» **Dataset content**
* * * * * * *
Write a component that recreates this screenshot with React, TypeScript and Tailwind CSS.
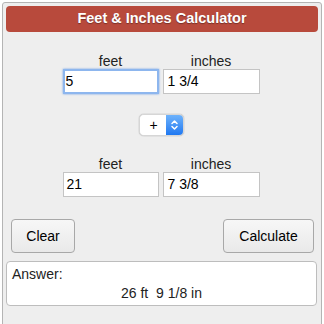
import React from "react";

export default function App() {
  const font = { fontFamily: '"Liberation Sans", Arial, sans-serif' };
  return (
    <div className="w-[324px] h-[324px] overflow-hidden bg-white" style={font}>
      <div className="ml-[2px] mt-[2px] w-[320px] h-[340px] border border-[#b4b4b4] rounded-[3px] bg-[#eeeeee] p-[3px]">
        <div className="h-[26px] rounded-[4px] bg-[#b84a3c] flex items-center justify-center text-white font-bold text-[14.5px] [text-shadow:0_1px_1px_rgba(0,0,0,0.35)]">
          Feet &amp; Inches Calculator
        </div>

        <div className="mt-[21px] flex justify-center gap-[4px] pr-[2px]">
          <div className="w-[96px] flex flex-col items-center">
            <div className="h-[16px] leading-[16px] text-[14px] text-[#222]">feet</div>
            <div className="w-[96px] h-[25px] bg-white border-2 border-[#8db6ee] shadow-[0_0_2px_#6e9fe6] flex items-center px-[1px] text-[14px] text-black">5</div>
          </div>
          <div className="w-[97px] flex flex-col items-center">
            <div className="h-[16px] leading-[16px] text-[14px] text-[#222]">inches</div>
            <div className="w-[97px] h-[25px] bg-white border border-[#c4c4c4] flex items-center px-[4px] text-[14px] text-black">1 3/4</div>
          </div>
        </div>

        <div className="mt-[20px] flex justify-center pr-[1px]">
          <div className="w-[45px] h-[22px] rounded-[5px] flex overflow-hidden shadow-[0_0_1px_rgba(0,0,0,0.5)] border border-[#d6d6d6]">
            <div className="flex-1 bg-white flex items-center justify-center text-[14px] text-black pl-[1px]">+</div>
            <div className="w-[17px] bg-gradient-to-b from-[#6db2fb] to-[#1e78f1] flex items-center justify-center">
              <svg width="9" height="14" viewBox="0 0 9 14" fill="none" stroke="white" strokeWidth="1.5" strokeLinecap="round" strokeLinejoin="round">
                <path d="M2 5.5 L4.5 3 L7 5.5" />
                <path d="M2 8.5 L4.5 11 L7 8.5" />
              </svg>
            </div>
          </div>
        </div>

        <div className="mt-[20px] flex justify-center gap-[4px] pr-[2px]">
          <div className="w-[96px] flex flex-col items-center">
            <div className="h-[16px] leading-[16px] text-[14px] text-[#222]">feet</div>
            <div className="w-[96px] h-[25px] bg-white border border-[#c4c4c4] flex items-center px-[3px] text-[14px] text-black">21</div>
          </div>
          <div className="w-[97px] flex flex-col items-center">
            <div className="h-[16px] leading-[16px] text-[14px] text-[#222]">inches</div>
            <div className="w-[97px] h-[25px] bg-white border border-[#c4c4c4] flex items-center px-[4px] text-[14px] text-black">7 3/8</div>
          </div>
        </div>

        <div className="mt-[22px] flex justify-between pl-[5px] pr-[4px]">
          <div className="w-[64px] h-[34px] rounded-[4px] border border-[#a8a8a8] bg-gradient-to-b from-[#f7f7f7] to-[#e9e9e9] flex items-center justify-center text-[14px] text-black">Clear</div>
          <div className="w-[91px] h-[34px] rounded-[4px] border border-[#a8a8a8] bg-gradient-to-b from-[#f7f7f7] to-[#e9e9e9] flex items-center justify-center text-[14px] text-black">Calculate</div>
        </div>

        <div className="mt-[8px] mr-[1px] h-[45px] rounded-[4px] border border-[#bdbdbd] bg-white px-[5px] pt-[4px] text-[14px] text-[#222]">
          <div className="h-[16px] leading-[16px]">Answer:</div>
          <div className="h-[16px] leading-[16px] mt-[3px] text-center whitespace-pre">26 ft  9 1/8 in</div>
        </div>
      </div>
    </div>
  );
}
* * * * * * *
» **What the task requires**
Pull every line containing "React" out of the data above.

» **Exercise response**
Write a component that recreates this screenshot with React, TypeScript and Tailwind CSS.
import React from "react";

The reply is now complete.